--- START OF DATASET CONTENT ---

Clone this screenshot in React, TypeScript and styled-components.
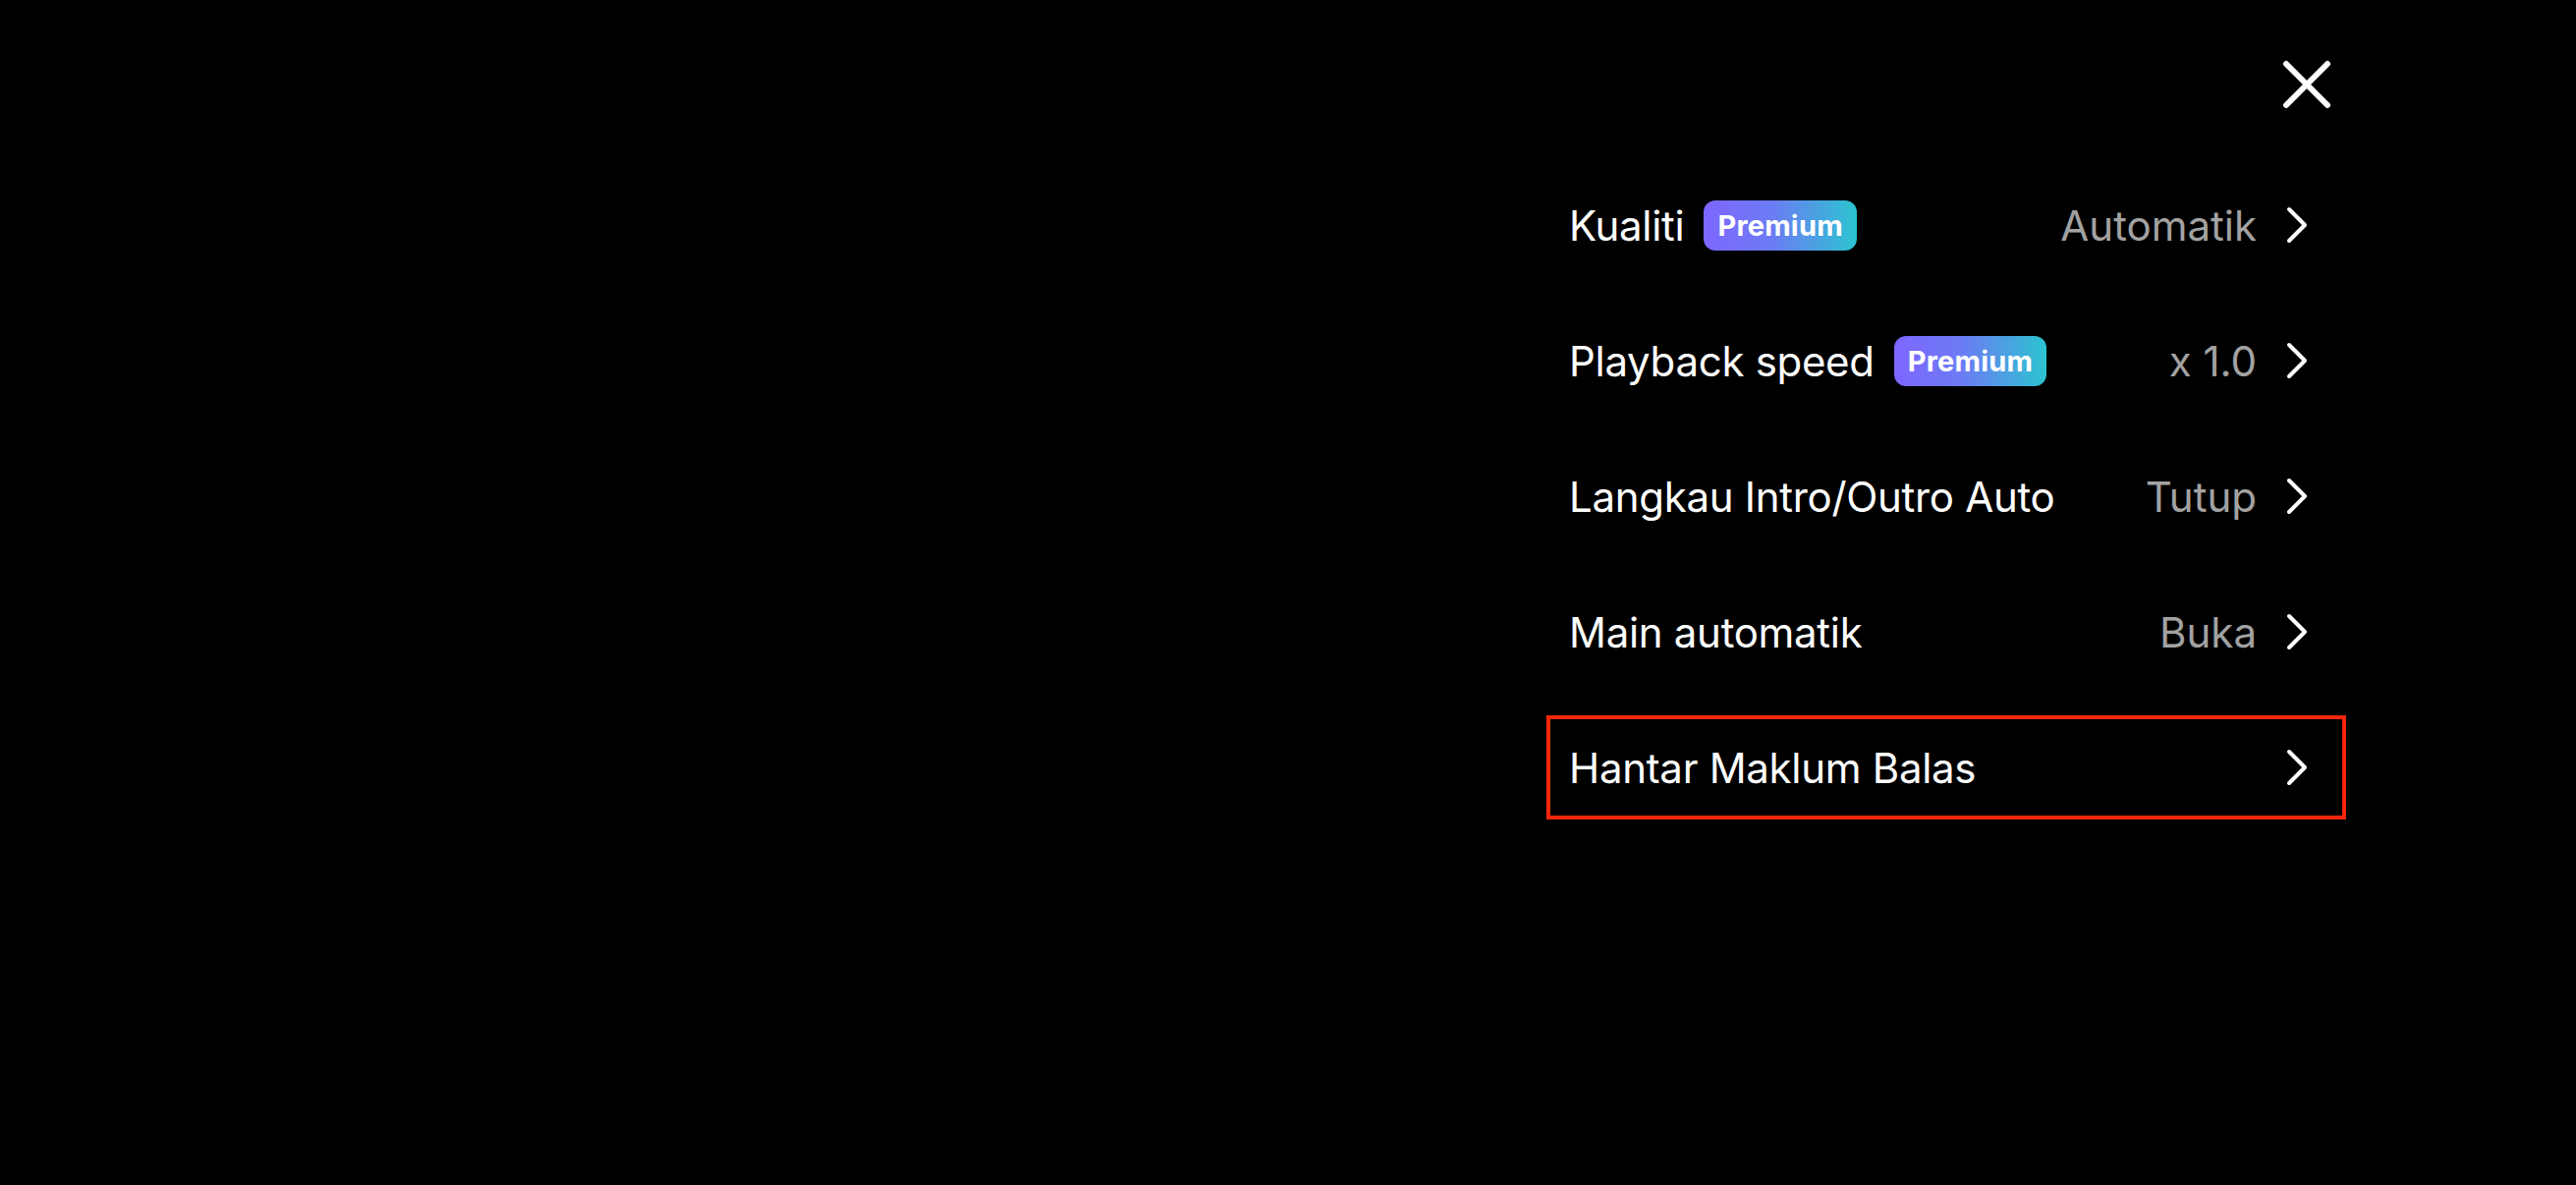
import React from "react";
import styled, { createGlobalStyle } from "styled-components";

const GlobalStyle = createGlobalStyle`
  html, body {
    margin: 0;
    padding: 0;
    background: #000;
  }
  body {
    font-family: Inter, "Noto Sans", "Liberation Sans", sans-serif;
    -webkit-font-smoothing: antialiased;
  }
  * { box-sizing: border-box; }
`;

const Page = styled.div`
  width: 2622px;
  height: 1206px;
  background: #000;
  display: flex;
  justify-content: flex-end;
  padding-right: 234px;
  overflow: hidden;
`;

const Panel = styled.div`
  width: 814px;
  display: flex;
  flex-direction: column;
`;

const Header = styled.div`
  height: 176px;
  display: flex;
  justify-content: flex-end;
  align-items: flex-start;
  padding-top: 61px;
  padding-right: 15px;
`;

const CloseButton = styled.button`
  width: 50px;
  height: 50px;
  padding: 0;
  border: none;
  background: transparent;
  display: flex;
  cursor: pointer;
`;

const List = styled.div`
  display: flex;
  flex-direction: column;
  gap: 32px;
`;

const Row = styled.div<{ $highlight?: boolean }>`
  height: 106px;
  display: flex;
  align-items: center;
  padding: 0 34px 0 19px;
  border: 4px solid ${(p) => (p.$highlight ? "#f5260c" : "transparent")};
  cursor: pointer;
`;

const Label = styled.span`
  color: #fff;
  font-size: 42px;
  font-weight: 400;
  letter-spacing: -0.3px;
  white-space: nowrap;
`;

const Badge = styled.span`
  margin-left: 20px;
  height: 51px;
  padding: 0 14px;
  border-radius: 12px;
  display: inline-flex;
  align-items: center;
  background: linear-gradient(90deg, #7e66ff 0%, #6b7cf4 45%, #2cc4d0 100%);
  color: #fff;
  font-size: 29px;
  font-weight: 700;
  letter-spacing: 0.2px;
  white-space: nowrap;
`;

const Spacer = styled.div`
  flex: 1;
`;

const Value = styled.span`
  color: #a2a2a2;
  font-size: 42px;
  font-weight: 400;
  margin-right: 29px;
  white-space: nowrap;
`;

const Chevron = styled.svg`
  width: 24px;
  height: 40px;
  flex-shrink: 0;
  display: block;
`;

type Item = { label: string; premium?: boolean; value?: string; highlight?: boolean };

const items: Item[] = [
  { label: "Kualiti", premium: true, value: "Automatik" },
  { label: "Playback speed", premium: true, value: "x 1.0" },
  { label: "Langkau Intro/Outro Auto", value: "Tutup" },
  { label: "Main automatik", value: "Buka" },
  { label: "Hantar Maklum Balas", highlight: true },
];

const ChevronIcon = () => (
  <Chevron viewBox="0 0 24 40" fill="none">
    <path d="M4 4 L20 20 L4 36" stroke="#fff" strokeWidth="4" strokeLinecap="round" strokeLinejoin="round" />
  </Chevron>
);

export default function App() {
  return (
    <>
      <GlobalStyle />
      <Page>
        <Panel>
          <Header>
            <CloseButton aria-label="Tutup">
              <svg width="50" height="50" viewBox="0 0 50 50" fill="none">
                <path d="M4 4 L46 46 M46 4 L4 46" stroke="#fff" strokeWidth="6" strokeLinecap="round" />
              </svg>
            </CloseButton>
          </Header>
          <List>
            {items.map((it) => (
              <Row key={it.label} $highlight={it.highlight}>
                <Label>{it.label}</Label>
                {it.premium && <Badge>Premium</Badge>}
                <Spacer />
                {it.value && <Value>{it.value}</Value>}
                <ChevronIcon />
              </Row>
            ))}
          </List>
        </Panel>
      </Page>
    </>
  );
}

--- END OF DATASET CONTENT ---

▶ _BRIEF_
The material above holds pictures; copy everything else in it exactly.

▶ _RESPONSE_
Clone this screenshot in React, TypeScript and styled-components.
import React from "react";
import styled, { createGlobalStyle } from "styled-components";

const GlobalStyle = createGlobalStyle`
  html, body {
    margin: 0;
    padding: 0;
    background: #000;
  }
  body {
    font-family: Inter, "Noto Sans", "Liberation Sans", sans-serif;
    -webkit-font-smoothing: antialiased;
  }
  * { box-sizing: border-box; }
`;

const Page = styled.div`
  width: 2622px;
  height: 1206px;
  background: #000;
  display: flex;
  justify-content: flex-end;
  padding-right: 234px;
  overflow: hidden;
`;

const Panel = styled.div`
  width: 814px;
  display: flex;
  flex-direction: column;
`;

const Header = styled.div`
  height: 176px;
  display: flex;
  justify-content: flex-end;
  align-items: flex-start;
  padding-top: 61px;
  padding-right: 15px;
`;

const CloseButton = styled.button`
  width: 50px;
  height: 50px;
  padding: 0;
  border: none;
  background: transparent;
  display: flex;
  cursor: pointer;
`;

const List = styled.div`
  display: flex;
  flex-direction: column;
  gap: 32px;
`;

const Row = styled.div<{ $highlight?: boolean }>`
  height: 106px;
  display: flex;
  align-items: center;
  padding: 0 34px 0 19px;
  border: 4px solid ${(p) => (p.$highlight ? "#f5260c" : "transparent")};
  cursor: pointer;
`;

const Label = styled.span`
  color: #fff;
  font-size: 42px;
  font-weight: 400;
  letter-spacing: -0.3px;
  white-space: nowrap;
`;

const Badge = styled.span`
  margin-left: 20px;
  height: 51px;
  padding: 0 14px;
  border-radius: 12px;
  display: inline-flex;
  align-items: center;
  background: linear-gradient(90deg, #7e66ff 0%, #6b7cf4 45%, #2cc4d0 100%);
  color: #fff;
  font-size: 29px;
  font-weight: 700;
  letter-spacing: 0.2px;
  white-space: nowrap;
`;

const Spacer = styled.div`
  flex: 1;
`;

const Value = styled.span`
  color: #a2a2a2;
  font-size: 42px;
  font-weight: 400;
  margin-right: 29px;
  white-space: nowrap;
`;

const Chevron = styled.svg`
  width: 24px;
  height: 40px;
  flex-shrink: 0;
  display: block;
`;

type Item = { label: string; premium?: boolean; value?: string; highlight?: boolean };

const items: Item[] = [
  { label: "Kualiti", premium: true, value: "Automatik" },
  { label: "Playback speed", premium: true, value: "x 1.0" },
  { label: "Langkau Intro/Outro Auto", value: "Tutup" },
  { label: "Main automatik", value: "Buka" },
  { label: "Hantar Maklum Balas", highlight: true },
];

const ChevronIcon = () => (
  <Chevron viewBox="0 0 24 40" fill="none">
    <path d="M4 4 L20 20 L4 36" stroke="#fff" strokeWidth="4" strokeLinecap="round" strokeLinejoin="round" />
  </Chevron>
);

export default function App() {
  return (
    <>
      <GlobalStyle />
      <Page>
        <Panel>
          <Header>
            <CloseButton aria-label="Tutup">
              <svg width="50" height="50" viewBox="0 0 50 50" fill="none">
                <path d="M4 4 L46 46 M46 4 L4 46" stroke="#fff" strokeWidth="6" strokeLinecap="round" />
              </svg>
            </CloseButton>
          </Header>
          <List>
            {items.map((it) => (
              <Row key={it.label} $highlight={it.highlight}>
                <Label>{it.label}</Label>
                {it.premium && <Badge>Premium</Badge>}
                <Spacer />
                {it.value && <Value>{it.value}</Value>}
                <ChevronIcon />
              </Row>
            ))}
          </List>
        </Panel>
      </Page>
    </>
  );
}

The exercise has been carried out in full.